Bisnis.com, JAKARTA — Registrasi Embedded Subscriber Identity Module (eSIM) bakal menggunakan data biometrik, seperti pengenalan wajah (face recognition) atau sidik jari (fingerprint).
Setiap transaksi pendaftaran terjadi, operator seluler akan mengeluarkan biaya Rp1.500 untuk face recognition.
Registrasi pelanggan yang dilakukan melalui verifikasi data biometrik dengan pengenalan wajah dan/atau sidik jari ini mampu mewujudkan terciptanya satu Nomor Induk Kependudukan (NIK) tiga nomor sesuai dengan database kependudukan Ditjen Kependudukan dan Pencatatan Sipil (Dukcapil).
Dalam catatan bisnis, awalnya untuk mengakses data nomor induk kependudukan (NIK) untuk validasi kartu sim, operator seluler harus mengeluarkan biaya sebesar Rp1.000 untuk satu kali akses atau hit.
Sementara itu untuk biometrik sidik jari sebesar Rp2.000/hit dan biometrik face recognition sebesar Rp3.000/hit.
Namun, biaya tersebut mendapatkan pemotongan tarif sebesar 50% dari Kementerian Dalam Negeri (Kemendagri).
Hal tersebut tertuang dalam Peraturan Menteri Dalam Negeri Nomor 4 Tahun 2025 tenntang Besaran, Persyaratan, dan Tata Cara Pengenaan Tarif sampai dengan Rp0,00 (Nol Rupiah) atau 0% (Nol Persen) atas Jenis Penerimaan Negara Bukan Pajak yang Berlaku pada Kementerian Dalam Negeri.

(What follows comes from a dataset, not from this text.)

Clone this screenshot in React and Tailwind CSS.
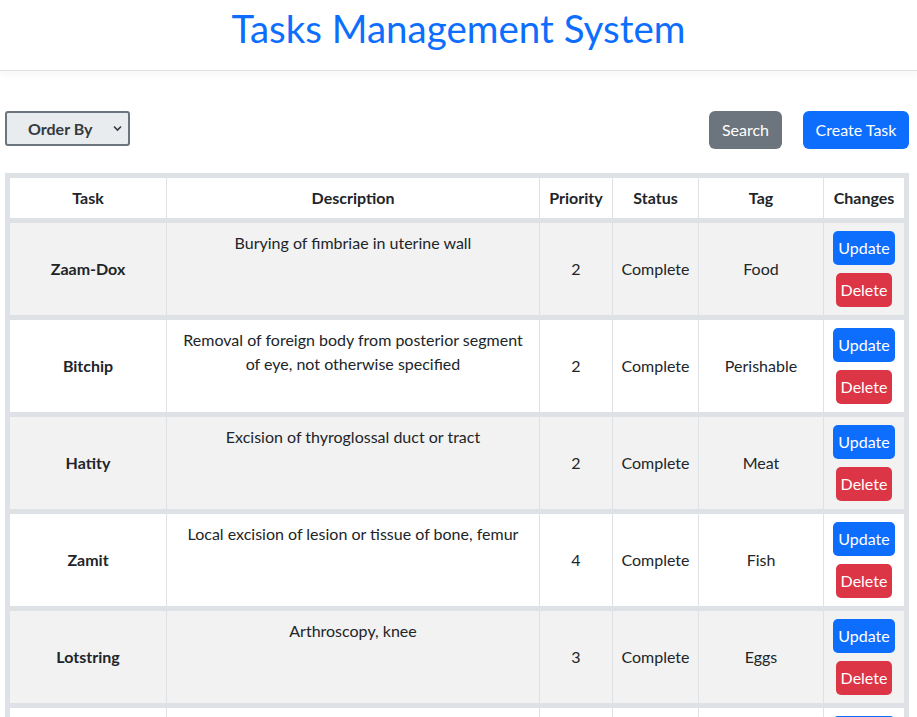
import React from 'react';

const tasks = [
  { name: 'Zaam-Dox', description: 'Burying of fimbriae in uterine wall', priority: 2, status: 'Complete', tag: 'Food' },
  { name: 'Bitchip', description: 'Removal of foreign body from posterior segment of eye, not otherwise specified', priority: 2, status: 'Complete', tag: 'Perishable' },
  { name: 'Hatity', description: 'Excision of thyroglossal duct or tract', priority: 2, status: 'Complete', tag: 'Meat' },
  { name: 'Zamit', description: 'Local excision of lesion or tissue of bone, femur', priority: 4, status: 'Complete', tag: 'Fish' },
  { name: 'Lotstring', description: 'Arthroscopy, knee', priority: 3, status: 'Complete', tag: 'Eggs' },
  { name: 'Tresom', description: 'Other incision of brain', priority: 1, status: 'Complete', tag: 'Dairy' },
];

const App = () => {
  return (
    <div className="min-h-screen bg-white text-[#212529] font-['Lato',sans-serif] text-base">
      {/* Header */}
      <header className="h-[71px] border-b border-[#dee2e6] shadow-[0_4px_8px_rgba(0,0,0,0.04)] flex justify-center">
        <h1 className="text-[38.5px] leading-[56px] text-[#0d6efd]">Tasks Management System</h1>
      </header>

      <div className="pl-[5px] pr-[8px]">
        {/* Controls */}
        <div className="mt-[40px] flex items-start justify-between">
          <div className="relative">
            <select className="appearance-none w-[125px] h-[35px] bg-[#e9ecef] border-2 border-[#6c757d] rounded-[3px] pl-[21px] font-bold text-[#343a40] outline-none">
              <option>Order By</option>
              <option>Priority</option>
              <option>Status</option>
            </select>
            <svg className="absolute right-[8px] top-[14px] pointer-events-none" width="9" height="7" viewBox="0 0 9 7">
              <path d="M1 1.5 L4.5 5 L8 1.5" fill="none" stroke="#343a40" strokeWidth="1.6" />
            </svg>
          </div>
          <div className="flex gap-[21px]">
            <button className="bg-[#6c757d] text-white h-[38px] w-[73px] rounded-[6px]">Search</button>
            <button className="bg-[#0d6efd] text-white h-[38px] w-[106px] rounded-[6px]">Create Task</button>
          </div>
        </div>

        {/* Table */}
        <table className="mt-[24px] w-[904px] table-fixed border-separate border-spacing-0 border-[5px] border-[#dee2e6] text-center">
          <colgroup>
            <col className="w-[157px]" />
            <col className="w-[373px]" />
            <col className="w-[73px]" />
            <col className="w-[86px]" />
            <col className="w-[125px]" />
            <col className="w-[80px]" />
          </colgroup>
          <thead>
            <tr className="bg-white">
              <th className="py-[8px] leading-[24px] px-[2px] font-bold border-b-[5px] border-r border-[#dee2e6]">Task</th>
              <th className="py-[8px] leading-[24px] px-[2px] font-bold border-b-[5px] border-r border-[#dee2e6]">Description</th>
              <th className="py-[8px] leading-[24px] px-[2px] font-bold border-b-[5px] border-r border-[#dee2e6]">Priority</th>
              <th className="py-[8px] leading-[24px] px-[2px] font-bold border-b-[5px] border-r border-[#dee2e6]">Status</th>
              <th className="py-[8px] leading-[24px] px-[2px] font-bold border-b-[5px] border-r border-[#dee2e6]">Tag</th>
              <th className="py-[8px] leading-[24px] px-[2px] font-bold border-b-[5px] border-[#dee2e6]">Changes</th>
            </tr>
          </thead>
          <tbody>
            {tasks.map((task, i) => (
              <tr key={task.name} className={i % 2 === 0 ? 'bg-[#f2f2f2]' : 'bg-white'}>
                <td className="font-bold border-b-[5px] border-r border-[#dee2e6] align-middle">{task.name}</td>
                <td className="align-top pt-[8px] px-[10px] leading-[24px] border-b-[5px] border-r border-[#dee2e6]">{task.description}</td>
                <td className="border-b-[5px] border-r border-[#dee2e6]">{task.priority}</td>
                <td className="border-b-[5px] border-r border-[#dee2e6]">{task.status}</td>
                <td className="border-b-[5px] border-r border-[#dee2e6]">{task.tag}</td>
                <td className="py-[8px] border-b-[5px] border-[#dee2e6]">
                  <div className="flex flex-col items-center gap-[8px]">
                    <button className="bg-[#0d6efd] text-white h-[34px] w-[62px] rounded-[5px]">Update</button>
                    <button className="bg-[#dc3545] text-white h-[34px] w-[56px] rounded-[5px]">Delete</button>
                  </div>
                </td>
              </tr>
            ))}
          </tbody>
        </table>
      </div>
    </div>
  );
};

export default App;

Dalam pasal 3 Permen tersebut, dijelaskan jenis PNBP yang berlaku pada Kementerian berupa jasa pelayanan akses pemanfaatan data dan dokumen kependudukan.
Pada Pasal 3 huruf a, dikatakan bahwa instansi pemerintah, badan penyelenggara jaminan sosial, koperasi, usaha mikro dan kecil dikenakan tarif sebesar Rp0,00 (nol rupiah).
“Dan operator telekomunikasi dikenakan tarif sebesar 50% (lima puluh persen) dari tarif sesuai dengan ketentuan peraturan perundang-undangan,” tulis Pasal 3 huruf b pada beleid tersebut.
Dengan adanya Permendagri ini, operator selelur hanya perlu membayar Rp1.000 untuk mengakses biometrik sidik jari dan Rp1.500 untuk mengakses biometrik face recognition di Dukcapil.
Komdigi Gandeng BSSN dan Dukcapil
Di sisi lain, Kementerian Komunikasi dan Digital (Komdigi) melibatkan peran Badan Siber dan Sandi Negara (BSSN) dan Dukcapil dalam registrasi eSIM dengan biometrik.
Wakil Menteri Komunikasi dan Digital (Wamenkomdigi) Nezar Patria mengatakan kolaborasi ini bertujuan untuk memastikan keamanan dan integritas data kependudukan yang digunakan dalam sistem biometrik.
“Karena Dukcapil otomatis dia bekerja sama dengan BSSN untuk mencegah kebocoran data dan lain-lain,” kata Nezar di Komdigi, Rabu (16/4/2025).
Diberitakan sebelumnya, Menteri Komunikasi dan Digital (Menkomdigi) Meutya Hafid meluncurkan aturan terkait pemanfaatan teknologi Embedded Subscriber Identity Module (eSIM).
Aturan mengenain eSIM tersebut tertuang dalam Peraturan Menteri (Permen) Komdigi Nomor 7 Tahun 2025 tentang Pemanfaatan Teknologi Modul Identitas Pelanggan Melekat atau Embedded Subscriber Identity Module (eSIM) dalam penyelenggaraan telekomunikasi.
“Per hari ini sudah kita keluarkan Permen 7 tahun 2025, jadi sudah ada payung hukum untuk melakukan eSIM,” kata Meutya dalam Sosialisasi Peraturan Menteri tentang eSIM dan Pemutakhiran Data di kawasan Gelora Bung Karno (GBK), Jumat (11/4/2025).
Lebih lanjut, Meutya mengatakan pada 2025, perangkat yang mendukung eSIM secara global diperkirakan mencapai 3,4 miliar unit.
Politikus partai Golkar ini menyebut saat ini di Indonesia ada 350 juta nomor SIM card yang beredar, namun populasi yang ada hanya 280 juta.
“Melalui Permen nomor 7 ini adalah untuk nomor baru maka diwajibkan ada pendaftaran untuk ESIM sehingga datanya nanti bisa lebih baik, lebih aman, karena juga dilakukan secara biometrik,” tuturnya.